[Start]

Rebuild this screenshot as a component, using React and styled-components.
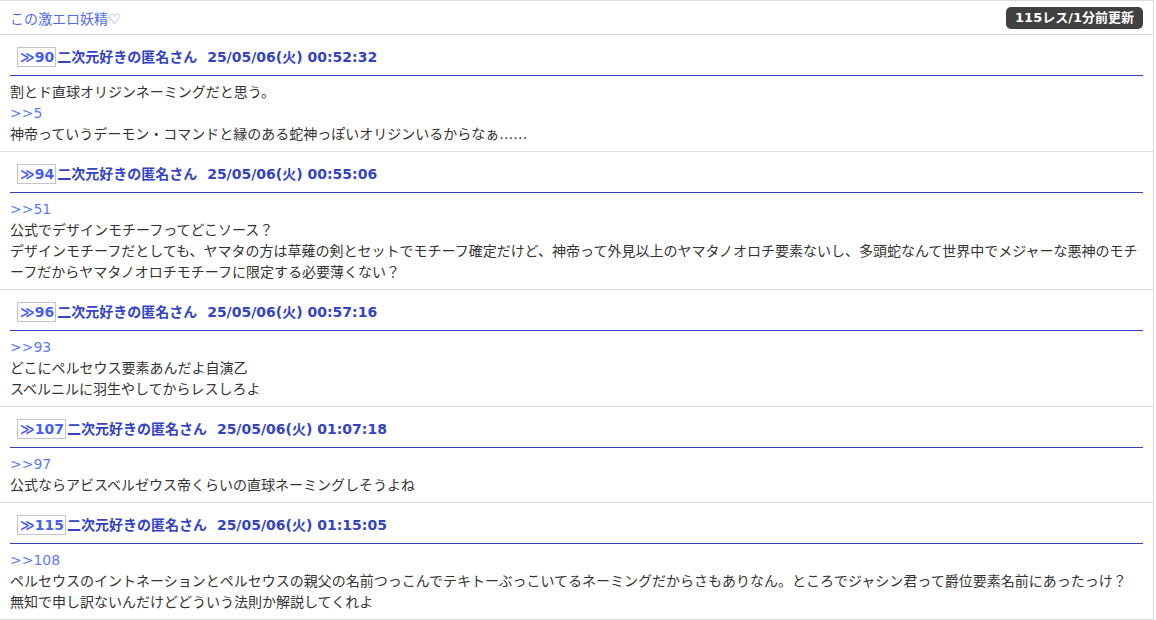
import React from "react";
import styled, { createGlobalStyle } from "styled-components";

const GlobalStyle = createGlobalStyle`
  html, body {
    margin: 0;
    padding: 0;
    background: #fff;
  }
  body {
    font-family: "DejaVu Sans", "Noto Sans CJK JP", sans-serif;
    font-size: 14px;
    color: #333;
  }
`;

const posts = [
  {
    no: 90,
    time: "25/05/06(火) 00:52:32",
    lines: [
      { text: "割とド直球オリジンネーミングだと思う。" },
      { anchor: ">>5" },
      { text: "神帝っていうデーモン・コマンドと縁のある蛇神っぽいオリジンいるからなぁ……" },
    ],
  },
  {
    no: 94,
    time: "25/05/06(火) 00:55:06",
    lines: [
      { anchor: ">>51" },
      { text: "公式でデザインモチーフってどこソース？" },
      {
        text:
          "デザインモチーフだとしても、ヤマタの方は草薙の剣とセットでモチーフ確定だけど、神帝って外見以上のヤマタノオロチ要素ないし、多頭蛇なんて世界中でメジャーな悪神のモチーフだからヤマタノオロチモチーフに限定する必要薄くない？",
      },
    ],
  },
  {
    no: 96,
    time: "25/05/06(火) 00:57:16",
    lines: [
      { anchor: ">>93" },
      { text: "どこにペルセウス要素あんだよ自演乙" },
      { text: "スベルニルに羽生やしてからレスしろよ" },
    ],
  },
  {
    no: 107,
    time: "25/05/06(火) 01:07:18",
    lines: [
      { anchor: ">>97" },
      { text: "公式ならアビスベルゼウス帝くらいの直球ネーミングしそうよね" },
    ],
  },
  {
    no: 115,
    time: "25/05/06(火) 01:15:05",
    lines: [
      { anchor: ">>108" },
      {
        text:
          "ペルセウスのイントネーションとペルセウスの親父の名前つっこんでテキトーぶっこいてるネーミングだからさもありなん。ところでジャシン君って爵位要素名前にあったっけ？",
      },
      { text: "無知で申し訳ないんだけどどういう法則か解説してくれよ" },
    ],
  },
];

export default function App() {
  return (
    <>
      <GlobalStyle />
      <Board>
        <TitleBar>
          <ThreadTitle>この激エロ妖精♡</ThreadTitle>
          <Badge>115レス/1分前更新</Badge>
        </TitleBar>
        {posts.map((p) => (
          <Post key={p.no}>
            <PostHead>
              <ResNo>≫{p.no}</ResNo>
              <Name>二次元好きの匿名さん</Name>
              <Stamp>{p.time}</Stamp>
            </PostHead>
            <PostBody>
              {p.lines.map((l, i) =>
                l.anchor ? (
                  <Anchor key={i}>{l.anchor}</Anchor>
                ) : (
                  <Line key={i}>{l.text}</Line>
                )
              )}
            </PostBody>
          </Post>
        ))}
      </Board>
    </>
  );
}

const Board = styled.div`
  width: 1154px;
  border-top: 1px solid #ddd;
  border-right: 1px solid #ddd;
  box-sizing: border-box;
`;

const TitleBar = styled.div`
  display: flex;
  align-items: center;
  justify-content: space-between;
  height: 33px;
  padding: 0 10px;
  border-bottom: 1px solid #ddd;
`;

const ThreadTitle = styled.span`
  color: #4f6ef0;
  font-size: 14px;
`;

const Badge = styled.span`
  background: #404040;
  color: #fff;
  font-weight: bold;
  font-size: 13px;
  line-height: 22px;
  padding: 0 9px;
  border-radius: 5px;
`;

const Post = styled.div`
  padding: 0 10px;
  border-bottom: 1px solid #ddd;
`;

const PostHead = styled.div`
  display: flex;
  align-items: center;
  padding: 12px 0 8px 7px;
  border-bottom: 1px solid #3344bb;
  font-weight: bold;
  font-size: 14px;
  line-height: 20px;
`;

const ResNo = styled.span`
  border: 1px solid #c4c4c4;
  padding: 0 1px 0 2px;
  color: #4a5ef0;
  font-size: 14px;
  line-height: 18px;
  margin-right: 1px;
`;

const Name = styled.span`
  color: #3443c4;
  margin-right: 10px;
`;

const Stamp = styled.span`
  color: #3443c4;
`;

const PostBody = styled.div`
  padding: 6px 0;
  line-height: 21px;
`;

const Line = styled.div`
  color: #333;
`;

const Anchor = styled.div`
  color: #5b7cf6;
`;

[End]

● **Exercise brief**
Quote the listing above in full, except for the pictures.

● **Expected output**
Rebuild this screenshot as a component, using React and styled-components.
import React from "react";
import styled, { createGlobalStyle } from "styled-components";

const GlobalStyle = createGlobalStyle`
  html, body {
    margin: 0;
    padding: 0;
    background: #fff;
  }
  body {
    font-family: "DejaVu Sans", "Noto Sans CJK JP", sans-serif;
    font-size: 14px;
    color: #333;
  }
`;

const posts = [
  {
    no: 90,
    time: "25/05/06(火) 00:52:32",
    lines: [
      { text: "割とド直球オリジンネーミングだと思う。" },
      { anchor: ">>5" },
      { text: "神帝っていうデーモン・コマンドと縁のある蛇神っぽいオリジンいるからなぁ……" },
    ],
  },
  {
    no: 94,
    time: "25/05/06(火) 00:55:06",
    lines: [
      { anchor: ">>51" },
      { text: "公式でデザインモチーフってどこソース？" },
      {
        text:
          "デザインモチーフだとしても、ヤマタの方は草薙の剣とセットでモチーフ確定だけど、神帝って外見以上のヤマタノオロチ要素ないし、多頭蛇なんて世界中でメジャーな悪神のモチーフだからヤマタノオロチモチーフに限定する必要薄くない？",
      },
    ],
  },
  {
    no: 96,
    time: "25/05/06(火) 00:57:16",
    lines: [
      { anchor: ">>93" },
      { text: "どこにペルセウス要素あんだよ自演乙" },
      { text: "スベルニルに羽生やしてからレスしろよ" },
    ],
  },
  {
    no: 107,
    time: "25/05/06(火) 01:07:18",
    lines: [
      { anchor: ">>97" },
      { text: "公式ならアビスベルゼウス帝くらいの直球ネーミングしそうよね" },
    ],
  },
  {
    no: 115,
    time: "25/05/06(火) 01:15:05",
    lines: [
      { anchor: ">>108" },
      {
        text:
          "ペルセウスのイントネーションとペルセウスの親父の名前つっこんでテキトーぶっこいてるネーミングだからさもありなん。ところでジャシン君って爵位要素名前にあったっけ？",
      },
      { text: "無知で申し訳ないんだけどどういう法則か解説してくれよ" },
    ],
  },
];

export default function App() {
  return (
    <>
      <GlobalStyle />
      <Board>
        <TitleBar>
          <ThreadTitle>この激エロ妖精♡</ThreadTitle>
          <Badge>115レス/1分前更新</Badge>
        </TitleBar>
        {posts.map((p) => (
          <Post key={p.no}>
            <PostHead>
              <ResNo>≫{p.no}</ResNo>
              <Name>二次元好きの匿名さん</Name>
              <Stamp>{p.time}</Stamp>
            </PostHead>
            <PostBody>
              {p.lines.map((l, i) =>
                l.anchor ? (
                  <Anchor key={i}>{l.anchor}</Anchor>
                ) : (
                  <Line key={i}>{l.text}</Line>
                )
              )}
            </PostBody>
          </Post>
        ))}
      </Board>
    </>
  );
}

const Board = styled.div`
  width: 1154px;
  border-top: 1px solid #ddd;
  border-right: 1px solid #ddd;
  box-sizing: border-box;
`;

const TitleBar = styled.div`
  display: flex;
  align-items: center;
  justify-content: space-between;
  height: 33px;
  padding: 0 10px;
  border-bottom: 1px solid #ddd;
`;

const ThreadTitle = styled.span`
  color: #4f6ef0;
  font-size: 14px;
`;

const Badge = styled.span`
  background: #404040;
  color: #fff;
  font-weight: bold;
  font-size: 13px;
  line-height: 22px;
  padding: 0 9px;
  border-radius: 5px;
`;

const Post = styled.div`
  padding: 0 10px;
  border-bottom: 1px solid #ddd;
`;

const PostHead = styled.div`
  display: flex;
  align-items: center;
  padding: 12px 0 8px 7px;
  border-bottom: 1px solid #3344bb;
  font-weight: bold;
  font-size: 14px;
  line-height: 20px;
`;

const ResNo = styled.span`
  border: 1px solid #c4c4c4;
  padding: 0 1px 0 2px;
  color: #4a5ef0;
  font-size: 14px;
  line-height: 18px;
  margin-right: 1px;
`;

const Name = styled.span`
  color: #3443c4;
  margin-right: 10px;
`;

const Stamp = styled.span`
  color: #3443c4;
`;

const PostBody = styled.div`
  padding: 6px 0;
  line-height: 21px;
`;

const Line = styled.div`
  color: #333;
`;

const Anchor = styled.div`
  color: #5b7cf6;
`;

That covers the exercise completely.